20 Percent Tax Deduction Benefits and Restrictions for LLCs and S-Corps

As parsed by a recent CNBC article, the new Tax Cuts and Jobs Act offers a 20 percent deduction for qualified business income from so-called “pass-through” entities, which include S-corporations and limited liability companies (LLCs). Under the previous tax code, income from these types of small businesses would “pass-through” to owners on their own personal taxes and were subject to individual income tax rates as high as 39.6 percent. But now, entrepreneurs are subject to a tax break on the income their small businesses generate. To qualify for the full deduction, however, an entrepreneur’s taxable income must be below $157,500 if they’re single or $315,000 if they’re married and filing jointly with a spouse.

Greater Retirement Savings Contribution Limits

This change applies to 2018 and is still worth mentioning here.

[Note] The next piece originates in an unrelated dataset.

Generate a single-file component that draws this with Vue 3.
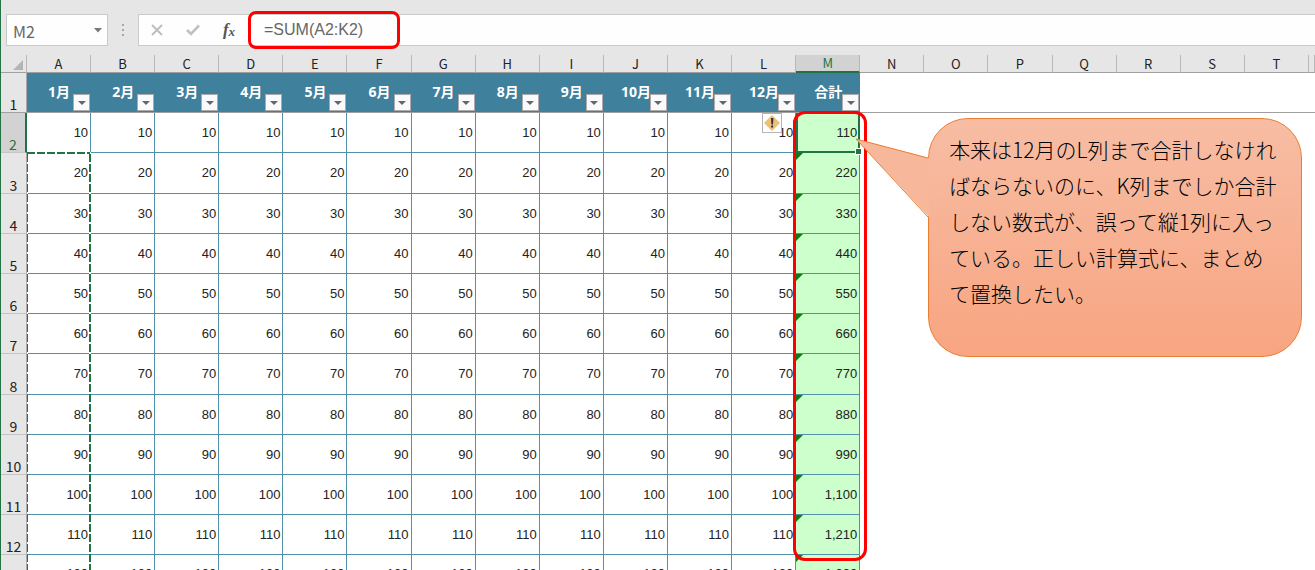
<script setup>
const letters = 'ABCDEFGHIJKLMNOPQRST'.split('')
const headers = [...Array.from({ length: 12 }, (_, i) => `${i + 1}月`), '合計']
const rows = Array.from({ length: 12 }, (_, i) => {
  const value = (i + 1) * 10
  return { number: i + 2, value, total: (value * 11).toLocaleString('en-US') }
})
const callout =
  '本来は12月のL列まで合計しなければならないのに、K列までしか合計しない数式が、誤って縦1列に入っている。正しい計算式に、まとめて置換したい。'
</script>

<template>
  <main class="app">
    <header class="bar">
      <div class="name-box">
        <input class="name-input" type="text" value="M2" aria-label="名前ボックス" />
        <button class="name-drop" type="button" aria-label="名前の一覧">
          <svg width="8" height="5" viewBox="0 0 8 5"><path d="M0 0h8L4 4.5z" fill="#777" /></svg>
        </button>
      </div>
      <svg class="grip" width="3" height="12" viewBox="0 0 3 12">
        <path d="M0 0h2v2H0zM0 5h2v2H0zM0 10h2v2H0z" fill="#a8a8a8" />
      </svg>
      <div class="formula-box">
        <button class="tool" type="button" aria-label="キャンセル">
          <svg width="12" height="12" viewBox="0 0 12 12"><path d="M1 1l10 10M11 1L1 11" fill="none" stroke="#bcbcbc" stroke-width="1.8" /></svg>
        </button>
        <button class="tool" type="button" aria-label="入力">
          <svg width="14" height="12" viewBox="0 0 14 12"><path d="M1 6L5 10L13 1.5" fill="none" stroke="#c0c0c0" stroke-width="2.6" /></svg>
        </button>
        <button class="tool fx" type="button" aria-label="関数の挿入"><i>f</i><i class="x">x</i></button>
        <input class="formula" type="text" value="=SUM(A2:K2)" aria-label="数式バー" />
      </div>
    </header>

    <table class="sheet">
      <colgroup>
        <col class="col-number" />
        <col v-for="l in letters" :key="l" />
        <col class="col-rest" />
      </colgroup>
      <thead>
        <tr class="letters">
          <th class="corner"><svg width="10" height="10" viewBox="0 0 10 10"><path d="M10 0v10H0z" fill="#b4b4b4" /></svg></th>
          <th v-for="l in letters" :key="l" scope="col" :class="{ active: l === 'M' }">{{ l }}</th>
          <th></th>
        </tr>
      </thead>
      <tbody>
        <tr class="titles">
          <th class="number" scope="row">1</th>
          <td v-for="h in headers" :key="h" class="title">
            {{ h }}
            <button class="filter" type="button" :aria-label="h + 'のフィルター'">
              <svg width="8" height="4" viewBox="0 0 8 4"><path d="M0 0h8L4 4z" fill="#666" /></svg>
            </button>
          </td>
          <td v-for="n in 8" :key="n"></td>
        </tr>
        <tr v-for="(row, r) in rows" :key="row.number" class="data">
          <th class="number" scope="row" :class="{ active: r === 0 }">{{ row.number }}</th>
          <td v-for="c in 12" :key="c" class="value">
            {{ row.value }}
            <svg v-if="r === 1 && c === 1" class="ants">
              <path class="base" d="M0 430V1H63V430" />
              <path d="M0 430V1M0 1H63M63 2V430" />
            </svg>
            <button v-if="r === 0 && c === 12" class="warning" type="button" aria-label="エラー チェック オプション">
              <svg width="16" height="16" viewBox="0 0 16 16">
                <path d="M8 0l8 8-8 8-8-8z" fill="#ecc078" />
                <path d="M7 3h2.4L9 9.4H7.4zM7.1 10.6h2v2h-2z" fill="#333" />
              </svg>
            </button>
          </td>
          <td class="value total" :class="{ selected: r === 0 }">
            {{ row.total }}
            <template v-if="r === 0">
              <span class="handle"></span>
              <span class="total-mark"></span>
              <aside class="callout">
                <p>{{ callout }}</p>
                <svg class="tail" width="75" height="82" viewBox="0 0 75 82">
                  <path d="M74 20L1 1L74 79z" fill="#f6b79b" />
                  <path d="M73 20L1 1L73 79" fill="none" stroke="#ed7d31" />
                </svg>
              </aside>
            </template>
            <svg v-else class="flag" width="7" height="7" viewBox="0 0 7 7"><path d="M0 0h7L0 7z" fill="#107c10" /></svg>
          </td>
          <td v-for="n in 8" :key="n"></td>
        </tr>
      </tbody>
    </table>
  </main>
</template>

<style>
body {
  margin: 0;
}
</style>

<style scoped>
.app {
  height: 100vh;
  overflow: hidden;
  box-sizing: border-box;
  border-left: 1px solid #217346;
  background: #fff;
  color: #222;
  font-family: "Liberation Sans", "Noto Sans CJK JP", sans-serif;
}
button {
  padding: 0;
  border: 0;
  background: none;
}
input {
  min-width: 0;
  padding: 0;
  border: 0;
  outline: 0;
  background: none;
  color: #666;
  font-size: 16px;
}
.bar {
  display: flex;
  align-items: center;
  height: 55px;
  padding: 14px 0 9px 5px;
  box-sizing: border-box;
  background: #e6e6e6;
}
.name-box,
.formula-box {
  display: flex;
  align-items: center;
  height: 32px;
  box-sizing: border-box;
  border: 1px solid #cacaca;
  background: #fefefe;
}
.name-box {
  width: 102px;
  padding: 0 5px 0 6px;
}
.name-input {
  flex: 1;
  padding-top: 2px;
  font-family: "Noto Sans CJK JP", sans-serif;
}
.name-drop,
.tool {
  display: flex;
  align-items: center;
  justify-content: center;
}
.grip {
  margin: 0 13px 0 14px;
}
.formula-box {
  flex: 1;
  border-right: 0;
}
.tool {
  width: 36px;
  height: 30px;
  color: #555;
}
.fx {
  font: bold 17px "Liberation Serif", serif;
}
.fx .x {
  align-self: flex-end;
  padding-bottom: 5px;
  font-size: 13px;
}
.formula {
  width: 152px;
  height: 38px;
  box-sizing: border-box;
  margin-left: 1px;
  padding-left: 13px;
  border: 3px solid #fe0000;
  border-radius: 8px;
  font-family: "Liberation Sans", sans-serif;
}
.sheet {
  width: 100%;
  table-layout: fixed;
  border-collapse: separate;
  border-spacing: 0;
}
.col-number {
  width: 26px;
}
.col-rest {
  width: 6px;
}
th,
td {
  position: relative;
  box-sizing: border-box;
  padding: 0;
}
.letters th {
  height: 18px;
  border-right: 1px solid #b8b8b8;
  border-bottom: 1px solid #a0a0a0;
  background: #e6e6e6;
  font: 13px/17px "Noto Sans CJK JP", sans-serif;
}
.letters .active {
  border-bottom: 2px solid #217346;
  background: #d2d2d2;
  color: #217346;
  line-height: 16px;
}
.corner svg {
  display: block;
  margin: 2px 3px 0 auto;
}
.number {
  border-right: 1px solid #ababab;
  border-bottom: 1px solid #c4c4c4;
  background: #e6e6e6;
  color: #222;
  font: 14px/16px "Noto Sans CJK JP", sans-serif;
  vertical-align: bottom;
}
.number.active {
  border-right: 2px solid #217346;
  background: #d2d2d2;
  color: #217346;
}
.titles > * {
  height: 40px;
  border-bottom: 1px solid #a0a0a0;
}
.title {
  background: #3f819d;
  color: #fff;
  font: bold 14px/20px "Noto Sans", "Noto Sans CJK JP", sans-serif;
  text-align: center;
}
.titles .title {
  padding-bottom: 2px;
}
.filter {
  position: absolute;
  right: 1px;
  bottom: 1px;
  display: flex;
  align-items: center;
  justify-content: center;
  width: 17px;
  height: 17px;
  border: 1px solid #ababab;
  background: #fafafc;
}
.data {
  height: 40px;
}
.data:nth-child(5n + 3) {
  height: 41px;
}
.data:last-child {
  height: 38px;
}
.value {
  padding: 0 2px 1px 0;
  border-right: 1px solid #5191aa;
  border-bottom: 1px solid #5191aa;
  font-size: 13px;
  text-align: right;
}
.total {
  background: #ccffcc;
}
.selected {
  z-index: 2;
  padding: 0 1px 0 0;
  border: 2px solid #217346;
  border-top: 0;
}
.flag {
  position: absolute;
  top: 0;
  left: 0;
}
.ants {
  position: absolute;
  top: -1px;
  left: 0;
  z-index: 1;
  width: 66px;
  height: 430px;
  pointer-events: none;
}
.ants path {
  fill: none;
  stroke: #217346;
  stroke-width: 2;
  stroke-dasharray: 8 2;
}
.ants .base {
  stroke: #fff;
  stroke-dasharray: none;
}
.warning {
  position: absolute;
  top: 0;
  right: 13px;
  display: flex;
  align-items: center;
  justify-content: center;
  width: 20px;
  height: 20px;
  border: 1px solid #b4b4b4;
  background: #fff;
}
.handle {
  position: absolute;
  right: -4px;
  bottom: -4px;
  width: 5px;
  height: 5px;
  border: 1px solid #fff;
  background: #217346;
}
.total-mark {
  position: absolute;
  top: -2px;
  left: -5px;
  width: 68px;
  height: 444px;
  border: 3px solid #fe0000;
  border-radius: 12px;
}
.callout {
  position: absolute;
  top: 5px;
  left: 130px;
  width: 374px;
  height: 239px;
  box-sizing: border-box;
  padding: 12px 18px 0 20px;
  border: 1px solid #ed7d31;
  border-radius: 40px;
  background: linear-gradient(#f7bda4, #f8a581);
  color: #000;
  text-align: left;
}
.callout p {
  margin: 0;
  font: 300 21px/36px "Noto Sans CJK JP", sans-serif;
}
.tail {
  position: absolute;
  top: 19px;
  left: -74px;
}
</style>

If you contribute to an employer-sponsored retirement plan such as a 401(k) or IRA, you and your employees may be able to contribute more in 2018. Read all the details in this recently published Forbes article.

Higher Annual Gift Exclusions

For 2018, you can gift up to $15,000 per person per calendar year in cash or other property without creating any gift tax implications. This is known as the “gift exclusion.” Read more details in this recently published Forbes article.

As you file your small business taxes this year and next, keep this list of everything you need to know nearby. And, always consult a licensed tax professional and resources located on the IRS’s official website for reliable and accurate tax information.